UPDATED March 1, 2009

BY The TDA Team

IN Tour d'Afrique

no comments

UPDATED March 1, 2009

BY The TDA Team

IN Tour d'Afrique

no comments

A Brief Prelude to a Coming Global Crisis

252

Today we rode from the mountain town of Marsabit back into the barren Dida Galgalu desert. It just doesn't seem to want to end. Riders have been spotting some pretty cool wildlife walking these lava rock plains as there is almost no where to hide… unfortunately the first elephant sighting still eludes us. We are camping on the grounds of a local boarding school that caters largely to children whose parents have died or are from a single parent family. The ravages of AIDS have struck Kenya extremely hard and these young boys and girls are its progeny. 

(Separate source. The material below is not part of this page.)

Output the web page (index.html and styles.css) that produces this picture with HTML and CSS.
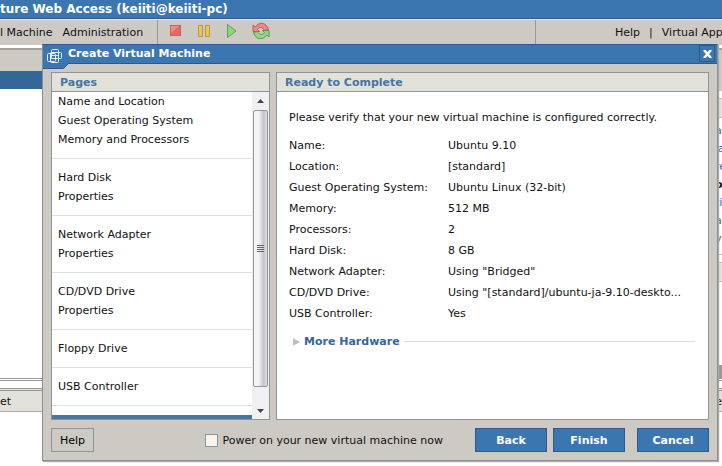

While HIV/AIDS is an extremely serious issue facing Africa and the global community as a whole, there is an entirely different and far more troubling conflict brewing… the access to clean water. The school here has just outside its fence a deep bore well that provides the town with potable water. We paid to access this well this evening so as to fill up our containers, one by one via a jerry can chain. However, as we unlocked the well dozens of schoolboys descended upon us fighting amongst themselves and with us to get at the water. They pushed us out of the way and we pushed back, both sides bullying, shouting and crying foul. We paid for access, but it is this town's well.

Who is in the right? Who has priority? Gradually a compromise was worked out whereby we would fill one of our jerry cans and then they would fill three of their smaller vessels. However, this disintegrated quickly as 5, 6 or 7 would thrust themselves at the small tap as soon as we stepped back, putting their mouths on the faucet or pressing the openings of their bottles directly upon the source. This was done much to the chagrin of the riders present due to the obvious sanitation issues.

With global water resources being stretched thinner by the year, tonight's events serve as an example of a clash that is surely to arise between financially flush developed nations and the developing nations with a need greater than their supply… only when governments are involved small scale compromise between groups is highly unlikely. The nature of who actually owns water, or even if it can be owned and sold is an extremely complicated one (I am sure my good friend Stefan who is currently studying this very issue in Geneva will be writing me a long email about this subject shortly). It is an issue that must be addressed poste haste, lest far spanning global conflict over the issue arise.